All throughout my life I have felt that it has been difficult to fit in with most individuals. (not that I strive to fit in with any and everyone) These were places such as school, work and sometimes even church. This bothered me for sometime until I learned that I shouldn't fit in with everyone. I am a person that wants continue to reach new hieghts and blow away mediocrity. So it is not that I don't fit anywhere in but yet I fit in with those that are like minded. When I think about the places I feel most comfortable what comes to mind is the Gym, dance class, Physical Therapy and the running trail. When I leave these places I feel like a better person. I know I am sharper, quicker and stronger than before. These are the moments of escape where I can let my gaurd down and just be me. I have had some of my best life expiences while working out. Most peopleeople in these places have the ability to give so much of themselves to help others reach thier personal best. In additon, these are places where bonds can be formed. I just think about the feeling I get when I am out on the trail and my feet get so heavy I feel like stopping before I reach my set distnace. Once I encounter the runner going in the opposite direction, we give each other the nod that helps us propel each other to the next mile marker.
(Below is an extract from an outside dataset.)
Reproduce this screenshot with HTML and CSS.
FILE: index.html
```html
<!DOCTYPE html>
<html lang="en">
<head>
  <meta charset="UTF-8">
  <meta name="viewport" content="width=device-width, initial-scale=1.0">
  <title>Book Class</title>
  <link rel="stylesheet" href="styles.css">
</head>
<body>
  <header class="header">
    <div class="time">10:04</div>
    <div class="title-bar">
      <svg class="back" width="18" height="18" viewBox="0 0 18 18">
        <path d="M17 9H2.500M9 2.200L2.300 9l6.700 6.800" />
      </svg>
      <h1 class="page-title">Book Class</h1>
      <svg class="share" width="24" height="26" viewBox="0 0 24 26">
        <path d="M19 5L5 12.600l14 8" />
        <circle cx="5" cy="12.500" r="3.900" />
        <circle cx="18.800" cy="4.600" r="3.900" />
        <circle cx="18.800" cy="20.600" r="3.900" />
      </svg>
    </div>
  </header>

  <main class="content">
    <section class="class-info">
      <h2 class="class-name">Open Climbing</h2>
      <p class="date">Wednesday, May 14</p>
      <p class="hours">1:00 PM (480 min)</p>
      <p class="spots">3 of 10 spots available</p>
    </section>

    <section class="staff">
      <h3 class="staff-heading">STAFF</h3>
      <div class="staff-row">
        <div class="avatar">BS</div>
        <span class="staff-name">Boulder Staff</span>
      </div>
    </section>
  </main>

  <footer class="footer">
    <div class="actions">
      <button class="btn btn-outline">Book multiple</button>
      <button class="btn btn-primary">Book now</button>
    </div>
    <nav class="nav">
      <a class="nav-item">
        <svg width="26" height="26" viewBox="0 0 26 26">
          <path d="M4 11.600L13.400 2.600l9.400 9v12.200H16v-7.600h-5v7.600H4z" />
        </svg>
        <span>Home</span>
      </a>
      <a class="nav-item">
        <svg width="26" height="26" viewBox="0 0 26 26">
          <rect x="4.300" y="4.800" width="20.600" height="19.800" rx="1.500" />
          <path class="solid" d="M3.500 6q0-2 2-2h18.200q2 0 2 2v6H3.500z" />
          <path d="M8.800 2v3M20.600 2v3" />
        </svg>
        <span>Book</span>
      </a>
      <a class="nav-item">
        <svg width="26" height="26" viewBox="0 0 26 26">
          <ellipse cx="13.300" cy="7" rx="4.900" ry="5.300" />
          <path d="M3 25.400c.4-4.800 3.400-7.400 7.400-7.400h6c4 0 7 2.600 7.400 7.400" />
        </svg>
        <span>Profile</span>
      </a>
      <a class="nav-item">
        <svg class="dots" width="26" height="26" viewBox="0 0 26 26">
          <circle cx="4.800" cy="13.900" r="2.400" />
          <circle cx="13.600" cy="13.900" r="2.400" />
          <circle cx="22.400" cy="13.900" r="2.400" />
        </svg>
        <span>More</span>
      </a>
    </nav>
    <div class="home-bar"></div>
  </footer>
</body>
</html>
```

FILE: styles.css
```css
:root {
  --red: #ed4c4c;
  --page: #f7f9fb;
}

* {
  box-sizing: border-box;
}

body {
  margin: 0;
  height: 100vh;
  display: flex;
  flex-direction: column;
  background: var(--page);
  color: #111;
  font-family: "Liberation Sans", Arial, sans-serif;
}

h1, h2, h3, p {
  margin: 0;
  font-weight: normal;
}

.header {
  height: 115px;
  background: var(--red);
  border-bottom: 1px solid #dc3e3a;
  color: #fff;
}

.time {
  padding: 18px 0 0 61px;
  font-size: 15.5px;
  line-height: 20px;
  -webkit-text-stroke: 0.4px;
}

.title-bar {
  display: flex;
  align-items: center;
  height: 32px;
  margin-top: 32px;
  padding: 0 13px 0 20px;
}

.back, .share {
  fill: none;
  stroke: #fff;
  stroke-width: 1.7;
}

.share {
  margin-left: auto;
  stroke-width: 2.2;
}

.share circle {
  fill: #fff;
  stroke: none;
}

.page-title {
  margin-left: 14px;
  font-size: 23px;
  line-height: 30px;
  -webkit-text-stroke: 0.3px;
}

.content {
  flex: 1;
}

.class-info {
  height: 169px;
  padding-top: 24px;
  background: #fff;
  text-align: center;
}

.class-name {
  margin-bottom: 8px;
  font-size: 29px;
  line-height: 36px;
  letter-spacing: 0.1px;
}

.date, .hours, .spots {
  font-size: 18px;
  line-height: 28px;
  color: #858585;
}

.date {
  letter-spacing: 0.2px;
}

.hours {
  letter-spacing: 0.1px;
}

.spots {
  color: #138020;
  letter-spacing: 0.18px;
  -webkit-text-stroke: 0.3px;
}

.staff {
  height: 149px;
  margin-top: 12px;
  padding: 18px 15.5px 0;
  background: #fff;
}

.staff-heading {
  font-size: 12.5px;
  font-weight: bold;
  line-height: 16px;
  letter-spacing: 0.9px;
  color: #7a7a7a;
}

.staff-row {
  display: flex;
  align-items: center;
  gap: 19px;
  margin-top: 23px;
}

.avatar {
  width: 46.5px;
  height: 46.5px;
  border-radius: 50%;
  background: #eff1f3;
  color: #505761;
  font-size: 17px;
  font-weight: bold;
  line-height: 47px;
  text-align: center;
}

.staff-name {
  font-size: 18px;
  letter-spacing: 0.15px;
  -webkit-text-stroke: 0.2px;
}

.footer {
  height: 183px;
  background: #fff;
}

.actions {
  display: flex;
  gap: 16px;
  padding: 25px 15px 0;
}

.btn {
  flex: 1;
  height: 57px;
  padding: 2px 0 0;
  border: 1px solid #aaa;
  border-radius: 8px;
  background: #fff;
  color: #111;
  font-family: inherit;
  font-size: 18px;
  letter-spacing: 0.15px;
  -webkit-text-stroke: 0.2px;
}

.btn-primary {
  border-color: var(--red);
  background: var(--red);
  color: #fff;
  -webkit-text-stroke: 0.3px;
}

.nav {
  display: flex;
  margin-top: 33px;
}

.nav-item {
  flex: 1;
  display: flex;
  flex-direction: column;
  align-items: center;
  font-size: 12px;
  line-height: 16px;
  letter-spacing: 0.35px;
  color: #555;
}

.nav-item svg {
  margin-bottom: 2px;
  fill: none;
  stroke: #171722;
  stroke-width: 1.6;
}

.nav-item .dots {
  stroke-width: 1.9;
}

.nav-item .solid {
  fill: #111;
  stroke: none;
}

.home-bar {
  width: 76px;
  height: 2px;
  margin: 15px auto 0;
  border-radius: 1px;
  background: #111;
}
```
I know that I train hard but I have been told my many I don't give myself enough credit. My Trainer says that I have heart and I train like an athlete. At first I couldn’t accept the comment or understand why he said that but as time went on and we continued to train I realized that I am an athlete. I love to take on a challenge and everyday I commit myself to be the best. As I train I can feel myself and see myself getting stronger. I work harder to see better results. I am committed to developing my athletic skills over time. Training hard helps me to improve the overall quality of my life. I am in a good place in life. Tomorrow I will be stronger than today. Going forward I will muster up the courage to strive for new heights and reach goals like never before. This is the reason for me running the Rock and Roll Half Marathon in December 2010. Not only will I accomplish an extraordinary thing but I will sharpen my mind, body and spirit. Not only will I be helping myself but I will be helping heroes struggling with illnesses. I will be helping people by providing the resources for them to move forward everyday despite the many obstacles and challenges. This is why I run. This is why I am. As my heroes motivate me allow me to motivate you. Please partner with me as I reach a new height in life. Please give what you can to help me and so many others reach new heights. Donate to the Crohn's and Colitis Foundation of America. Let's commit to our personal best together and help find a cure for these diseases.